A questo punto il narratore fa entrare l’altro discepolo nel sepolcro: egli vede (horáō) e crede (v. 8). La stessa situazione che ha generato l’angoscia di Maria e il silenzio di Pietro conduce ora il discepolo amato alla fede: «credette». È come se il discepolo amato avesse un occhio diverso e in effetti il verbo greco per vedere è horáō, che esprime più del vedere fisico, cioè il comprendere quanto si vede. Quello che permette al discepolo amato di passare dal vedere, al comprendere e al credere è l’amore. L’amore apre alla fede, persino in un luogo dove tutto parla di morte. Per amore Maria rimane e il suo rimanere diverrà incontro (20,14-17) e testimonianza (20,18).
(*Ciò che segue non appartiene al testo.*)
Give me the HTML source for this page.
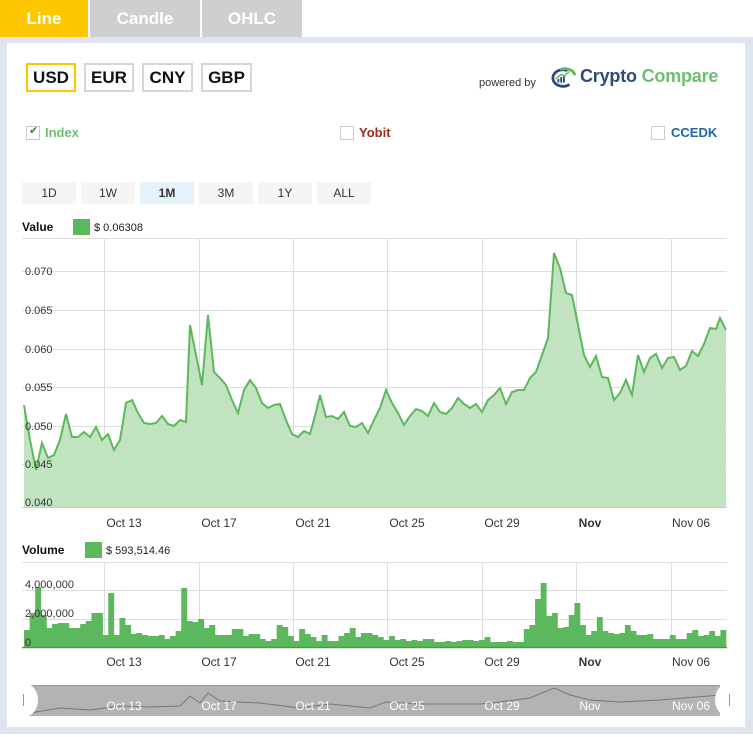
<!DOCTYPE html>
<html><head><meta charset="utf-8"><style>
*{margin:0;padding:0;box-sizing:border-box}
body{width:753px;height:737px;background:#fff;font-family:"Liberation Sans",sans-serif;position:relative;overflow:hidden}
.tab{position:absolute;top:0;height:37px;line-height:37px;text-align:center;color:#fff;font-weight:bold;font-size:17px}
.panel{position:absolute;left:0;top:37px;width:753px;height:697px;background:#dfe5ee}
.inner{position:absolute;left:7px;top:43px;width:738px;height:684px;background:#fff}
.cur{position:absolute;top:63px;height:29px;line-height:25px;border:2px solid #d6d6d6;font-weight:bold;font-size:17px;text-align:center;color:#111}
.rng{position:absolute;top:182px;height:22px;line-height:22px;background:#f5f5f5;font-size:12px;text-align:center;color:#333}
.cb{position:absolute;top:126px;width:14px;height:14px;border:1px solid #ccc}
.lab{position:absolute;font-size:13px;font-weight:bold}
.ax{font-size:11px;fill:#333;font-family:"Liberation Sans",sans-serif}
</style></head><body>
<div class="tab" style="left:0;width:88px;background:#fdc800">Line</div>
<div class="tab" style="left:90px;width:110px;background:#cfcfcf">Candle</div>
<div class="tab" style="left:202px;width:100px;background:#cfcfcf">OHLC</div>
<div class="panel"></div><div class="inner"></div>
<div class="cur" style="left:26px;width:50px;border-color:#fdc800">USD</div>
<div class="cur" style="left:84px;width:50px">EUR</div>
<div class="cur" style="left:142px;width:51px">CNY</div>
<div class="cur" style="left:201px;width:51px">GBP</div>
<div style="position:absolute;left:479px;top:77px;font-size:11px;color:#333">powered by</div>
<svg style="position:absolute;left:546px;top:66px" width="34" height="24" viewBox="0 0 34 26"><path d="M22 5 A11 9 0 1 0 24 20" fill="none" stroke="#2d4a7a" stroke-width="3"/><path d="M14 4 A11 9 0 0 1 30 10" fill="none" stroke="#5cb85c" stroke-width="3"/><rect x="11" y="14" width="2" height="4" fill="#2d4a7a"/><rect x="14" y="12" width="2" height="6" fill="#2d4a7a"/><rect x="17" y="10" width="2" height="8" fill="#2d4a7a"/><path d="M9 14 L15 9 L18 11 L24 6" stroke="#5cb85c" stroke-width="1.5" fill="none"/></svg>
<div style="position:absolute;left:580px;top:66px;font-size:18px;font-weight:bold;color:#2d4a7a;letter-spacing:-0.2px">Crypto <span style="color:#6cc070">Compare</span></div>
<div class="cb" style="left:26px"><span style="position:absolute;left:2px;top:-3px;font-size:11px;color:#3a7a3a">✔</span></div>
<div class="lab" style="left:45px;top:125px;color:#6cc070">Index</div>
<div class="cb" style="left:340px"></div>
<div class="lab" style="left:359px;top:125px;color:#9b2d14">Yobit</div>
<div class="cb" style="left:651px"></div>
<div class="lab" style="left:671px;top:125px;color:#1d65a6">CCEDK</div>
<div class="rng" style="left:22px;width:54px">1D</div>
<div class="rng" style="left:81px;width:54px">1W</div>
<div class="rng" style="left:140px;width:54px;background:#e6f2fa;font-weight:bold">1M</div>
<div class="rng" style="left:199px;width:54px">3M</div>
<div class="rng" style="left:258px;width:54px">1Y</div>
<div class="rng" style="left:317px;width:54px">ALL</div>
<svg style="position:absolute;left:0;top:0" width="753" height="737">
<g font-family="Liberation Sans,sans-serif">
<text x="22" y="231" font-size="12" font-weight="bold" fill="#111">Value</text>
<rect x="73" y="219" width="17" height="16" fill="#5cb85c"/>
<text x="94" y="231" font-size="11" fill="#222">$ 0.06308</text>
<text x="22" y="554" font-size="12" font-weight="bold" fill="#111">Volume</text>
<rect x="85" y="542" width="17" height="16" fill="#5cb85c"/>
<text x="106" y="554" font-size="11" fill="#222">$ 593,514.46</text>
</g>
<g stroke="#ddd" stroke-width="1">
<line x1="22" y1="238.5" x2="727" y2="238.5"/>
<line x1="22" y1="271.5" x2="727" y2="271.5"/><line x1="22" y1="310.5" x2="727" y2="310.5"/><line x1="22" y1="349.5" x2="727" y2="349.5"/><line x1="22" y1="387.5" x2="727" y2="387.5"/><line x1="22" y1="426.5" x2="727" y2="426.5"/><line x1="22" y1="464.5" x2="727" y2="464.5"/>
<line x1="22" y1="562.5" x2="727" y2="562.5"/><line x1="22" y1="590.5" x2="727" y2="590.5"/><line x1="22" y1="619.5" x2="727" y2="619.5"/>
<g><line x1="104.5" y1="238" x2="104.5" y2="507"/><line x1="199.5" y1="238" x2="199.5" y2="507"/><line x1="293.5" y1="238" x2="293.5" y2="507"/><line x1="387.5" y1="238" x2="387.5" y2="507"/><line x1="482.5" y1="238" x2="482.5" y2="507"/><line x1="576.5" y1="238" x2="576.5" y2="507"/><line x1="671.5" y1="238" x2="671.5" y2="507"/></g>
<g><line x1="104.5" y1="562" x2="104.5" y2="648"/><line x1="199.5" y1="562" x2="199.5" y2="648"/><line x1="293.5" y1="562" x2="293.5" y2="648"/><line x1="387.5" y1="562" x2="387.5" y2="648"/><line x1="482.5" y1="562" x2="482.5" y2="648"/><line x1="576.5" y1="562" x2="576.5" y2="648"/><line x1="671.5" y1="562" x2="671.5" y2="648"/></g>
</g>
<polygon fill="#c2e3c0" points="24,507 24,405 30,440 36,470 42,443 48,458 54,455 60,440 66,414 72,437 78,437 84,432 90,437 96,427 102,440 108,434 114,450 120,440 126,403 132,400 138,413 144,423 150,424 156,423 162,416 168,424 174,426 180,420 186,422 190,325 196,355 202,385 208,315 214,372 220,378 226,385 232,400 238,413 244,390 250,380 256,388 262,403 268,408 274,405 280,404 286,420 292,434 298,437 304,431 310,434 316,412 320,395 326,417 332,416 338,419 344,412 350,426 356,427 362,423 368,433 374,420 380,408 386,390 392,403 398,413 404,425 410,416 416,409 422,411 428,416 434,403 440,412 446,414 452,408 458,398 464,404 470,408 476,404 482,412 488,400 494,395 500,388 506,404 512,392 518,390 524,390 530,378 536,372 542,355 548,338 554,253 560,268 566,293 572,295 578,325 584,355 590,367 596,356 602,377 608,378 614,400 620,393 626,380 632,395 638,355 644,372 650,358 656,354 662,368 668,358 674,357 680,370 686,366 692,351 698,356 704,344 710,328 716,329 720,318 726,330 726,507"/>
<polyline fill="none" stroke="#5cb85c" stroke-width="2" points="24,405 30,440 36,470 42,443 48,458 54,455 60,440 66,414 72,437 78,437 84,432 90,437 96,427 102,440 108,434 114,450 120,440 126,403 132,400 138,413 144,423 150,424 156,423 162,416 168,424 174,426 180,420 186,422 190,325 196,355 202,385 208,315 214,372 220,378 226,385 232,400 238,413 244,390 250,380 256,388 262,403 268,408 274,405 280,404 286,420 292,434 298,437 304,431 310,434 316,412 320,395 326,417 332,416 338,419 344,412 350,426 356,427 362,423 368,433 374,420 380,408 386,390 392,403 398,413 404,425 410,416 416,409 422,411 428,416 434,403 440,412 446,414 452,408 458,398 464,404 470,408 476,404 482,412 488,400 494,395 500,388 506,404 512,392 518,390 524,390 530,378 536,372 542,355 548,338 554,253 560,268 566,293 572,295 578,325 584,355 590,367 596,356 602,377 608,378 614,400 620,393 626,380 632,395 638,355 644,372 650,358 656,354 662,368 668,358 674,357 680,370 686,366 692,351 698,356 704,344 710,328 716,329 720,318 726,330"/>
<line x1="22" y1="507.5" x2="727" y2="507.5" stroke="#ccc"/>
<g id="bars" fill="#5cb85c"></g>
<line x1="22" y1="647.5" x2="727" y2="647.5" stroke="#4a9a4a" stroke-width="1.5"/>
<g class="ax">
<text x="25" y="275" class="ax">0.070</text><text x="25" y="314" class="ax">0.065</text><text x="25" y="353" class="ax">0.060</text><text x="25" y="391" class="ax">0.055</text><text x="25" y="430" class="ax">0.050</text><text x="25" y="468" class="ax">0.045</text><text x="25" y="506" class="ax">0.040</text>
<text x="25" y="588" class="ax">4,000,000</text><text x="25" y="617" class="ax">2,000,000</text><text x="25" y="646" class="ax">0</text>
</g>
<g font-size="12" fill="#333" font-family="Liberation Sans,sans-serif" text-anchor="middle">
<text x="124" y="527">Oct 13</text><text x="219" y="527">Oct 17</text><text x="313" y="527">Oct 21</text><text x="407" y="527">Oct 25</text><text x="502" y="527">Oct 29</text><text x="590" y="527" font-weight="bold">Nov</text><text x="691" y="527">Nov 06</text>
<text x="124" y="666">Oct 13</text><text x="219" y="666">Oct 17</text><text x="313" y="666">Oct 21</text><text x="407" y="666">Oct 25</text><text x="502" y="666">Oct 29</text><text x="590" y="666" font-weight="bold">Nov</text><text x="691" y="666">Nov 06</text>
</g>
<rect x="28" y="685" width="692" height="31" fill="#b3b3b3"/>
<line x1="28" y1="685.5" x2="720" y2="685.5" stroke="#999"/>
<polyline fill="none" stroke="#777" stroke-width="1" points="30,713 60,708 90,710 120,706 150,707 180,706 190,696 200,703 208,693 220,701 260,703 300,708 330,704 370,708 386,702 420,704 480,704 500,702 530,698 554,688 570,695 590,700 620,702 660,700 720,695"/>
<g fill="#fff" font-size="12" font-family="Liberation Sans,sans-serif" text-anchor="middle">
<text x="124" y="710">Oct 13</text><text x="219" y="710">Oct 17</text><text x="313" y="710">Oct 21</text><text x="407" y="710">Oct 25</text><text x="502" y="710">Oct 29</text><text x="590" y="710">Nov</text><text x="691" y="710">Nov 06</text>
</g>
<ellipse cx="24" cy="700" rx="14" ry="17" fill="#fff"/><ellipse cx="729" cy="700" rx="14" ry="17" fill="#fff"/>
<line x1="23.5" y1="694" x2="23.5" y2="706" stroke="#999"/><line x1="729.5" y1="694" x2="729.5" y2="706" stroke="#999"/>
</svg>
<script>
var h=[14,28,50,27,16,19,20,20,16,16,19,22,28,28,10,45,10,24,18,11,12,10,9,9,10,7,9,13,49,22,21,23,16,18,10,10,10,15,15,9,11,11,7,5,7,18,17,9,5,15,11,8,5,10,5,5,9,12,16,8,12,12,10,8,6,9,6,7,5,6,5,7,7,4,4,5,4,5,6,6,5,6,8,4,4,4,5,4,4,15,18,40,53,26,28,16,17,27,37,18,10,13,25,13,12,11,12,18,13,10,10,11,7,7,7,10,7,7,12,14,9,10,13,9,14];
var g=document.getElementById('bars'),w=702/h.length,s='';
for(var i=0;i<h.length;i++){var v=Math.round(h[i]*1.2);s+='<rect x="'+(24+i*w).toFixed(2)+'" y="'+(647-v)+'" width="'+(w+0.3).toFixed(2)+'" height="'+v+'"/>';}
g.innerHTML=s;
</script>
</body></html>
Oggi tutti noi, come Maria e il discepolo amato, siamo invitati a entrare nel sepolcro per vedere l’assenza di Gesù e là rinnovare la nostra adesione a Lui, professando la fede nel Risorto.

Entrati per cercare un cadavere, usciamo dal nostro sepolcro con il discepolo amato per incontrare l’Amato Risorto!

1 commento

  1. Molto spesso abbiamo paura di entrare nel sepolcro, ci siamo abituati all’idea che è risorto, non ci serve nient’altro. Questo è l’errore più grande del nostro falso credere. Per essere testimoni bisogna vedere, altrimenti non lo siamo. Il discepolo che ama, non può che vedere la vita oltre la morte, perché le bende e il sudario dicono che il corpo morto non è lì. Senza un corpo morto la morte non c’è. È assurdo ma è così, riconosce in quel segno la divinità di Gesù. Prima di vedere con gli occhi, vede col cuore e noi lo diciamo spesso: il cuore non si sbaglia. Essere testimoni è vedere, ma il fatto è che quando crediamo veramente col cuore poi vediamo anche con gli occhi perché lo riconosciamo nella nostra vita. Gesù, il risorto non ha l’ aspetto di prima, infatti Maria pensa sia il giardiniere ma, quando Gesù la chiama per nome e lei si volta, allora lo riconosce. Si volta, cioè guarda la realtà dei fatti, non è il guardiano ma è Gesù, Colui che vive. Solo Lui può conoscerci e chiamarci per nome perché, conosce chi siamo. Anche oggi la dinamica dei fatti si svolge in modo identico, solo che oggi siamo chiamati noi in prima persona ad andare e vedere e poi credere, diventare testimoni e poi vivere la resurrezione nel nostro quotidiano.